Dengan usaha keras tercapai tingkat perekonomian yang stabil dalam
waktu relatif singkat. Sejak 1 April 1969 pemerintah telah meletakkan landasan
dimungkinkannya gerak tolak pembangunan dengan ditetapkannya Repelita I. Dengan
makin pulihnya situasi ekonomi, pada tahun 1969 bangsa Indonesia mulai
melaksanakan pembangunan lima tahun yang pertama. Berbagai prasarana penting
direhabilitasi serta iklim usaha dan investasi dikembangkan. Pembangunan sektor
pertanian diberi prioritas yang sangat tinggi karena menjadi kunci bagi
pemenuhan kebutuhan pangan rakyat dan sumber kehidupan sebagian besar
masyarakat. Repelita I dapat dilaksanakan dan selesai dengan baik, bahkan
berbagai kegiatan pembangunan dipercepat sehingga dapat diikuti oleh Repelita
selanjutnya.
Perhatian khusus pada sektor terbesar yang bermanfaat menghidupi
rakyat, yaitu sektor pertanian. Sektor pertanian harus dibangun lebih dahulu,
sektor ini harus ditingkatkan produktivitasnya. Bertumpu pada sektor pertanian
yang makin tangguh itu kemudian barulah dibangun sektor- sektor lain.

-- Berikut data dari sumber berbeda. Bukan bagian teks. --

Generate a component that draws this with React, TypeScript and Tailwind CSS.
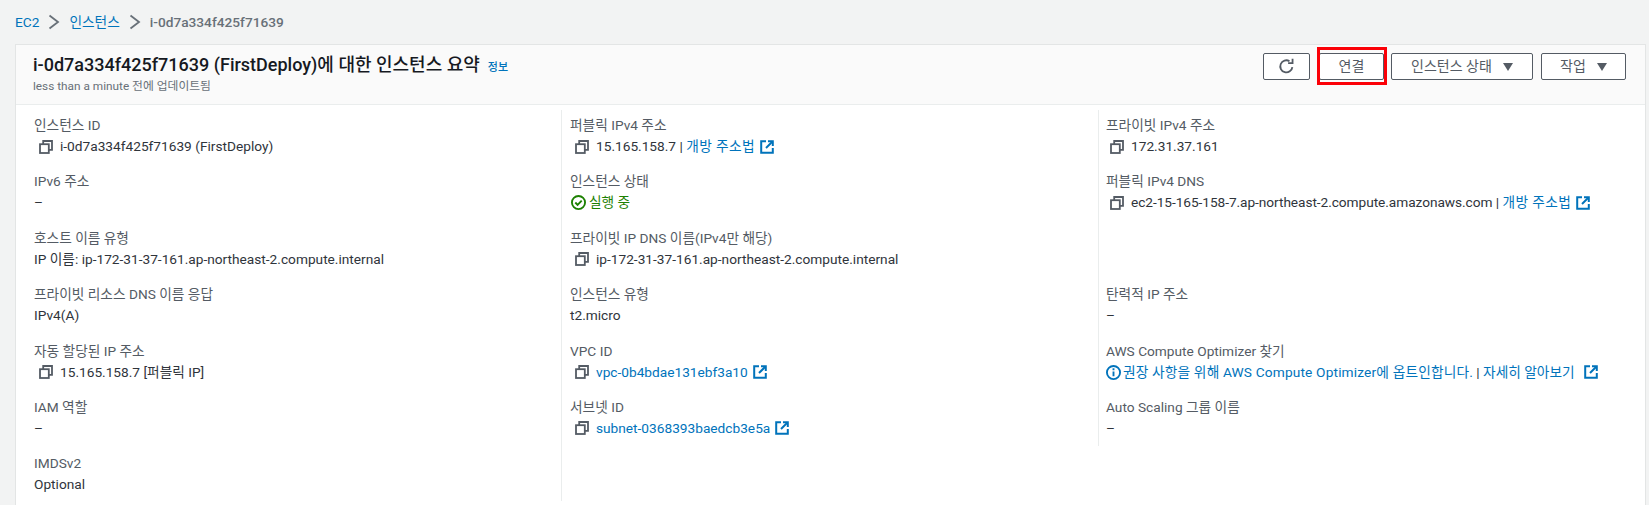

Demikianlah pada tahap-tahap awal pembangunan, secara sadar bangsa Indonesia
memberikan prioritas yang sangat tinggi pada bidang pertanian. Pembangunan yang
dilaksanakan, yaitu membangun berbagai prasarana pertanian, seperti irigasi dan
perhubungan, cara-cara bertani, dan teknologi pertanian yang diajarkan dan
disebarluaskan kepada para petani melalui kegiatan penyuluhan. Penyediaan
sarana penunjang utama, seperti pupuk, diamankan dengan membangun pabrik-pabrik
pupuk.
Kebutuhan pembiayaan para petani disediakan melalui kredit perbankan.
Pemasaran hasil produksi mereka, kita berikan kepastian melalui kebijakan harga
dasar dan kebijakan stok beras. Strategi yang memprioritaskan pembangunan di
bidang pertanian dan berkat ketekunan serta kerja keras bangsa Indonesia,
khususnya para petani, produksi pangan dapat terus ditingkatkan. Akhirnya, pada
tahun 1984 bangsa Indonesia berhasil mencapai swasembada beras. Hal ini
merupakan titik balik yang sangat penting sebab dalam tahun 1970-an, Indonesia
merupakan negara pengimpor beras terbesar di dunia. Bersamaan dengan itu
tercipta pula lapangan kerja dan sumber mata pencaharian bagi para petani.
Swasembada beras itu sekaligus memperkuat ketahanan nasional di bidang
ekonomi, khususnya pangan. Dengan ditetapkannya Repe- lita I untuk periode
1969/1970– 1973/1974, merupakan awal pembangunan periode 25 tahun pertama (PJP
I tahun 1969/ 1970–1993/1994). Pembangunan dalam periode PJP I dimulai dengan
pelaksanaan Repelita I dengan strategi dasar diarahkan pada pencapaian
stabilisasi nasional (ekonomi dan politik), pertumbuhan ekonomi, serta
menitikberatkan pada sektor pertanian dan industri yang menunjang sektor
pertanian.
Ditempatkannya stabilitas dan pertumbuhan ekonomi sebagai
strategi dasar dalam Repelita I tersebut dengan pertimbangan untuk melaksanakan
Repelita sesuai dengan tahapan- tahapan yang telah ditentukan (diprioritaskan).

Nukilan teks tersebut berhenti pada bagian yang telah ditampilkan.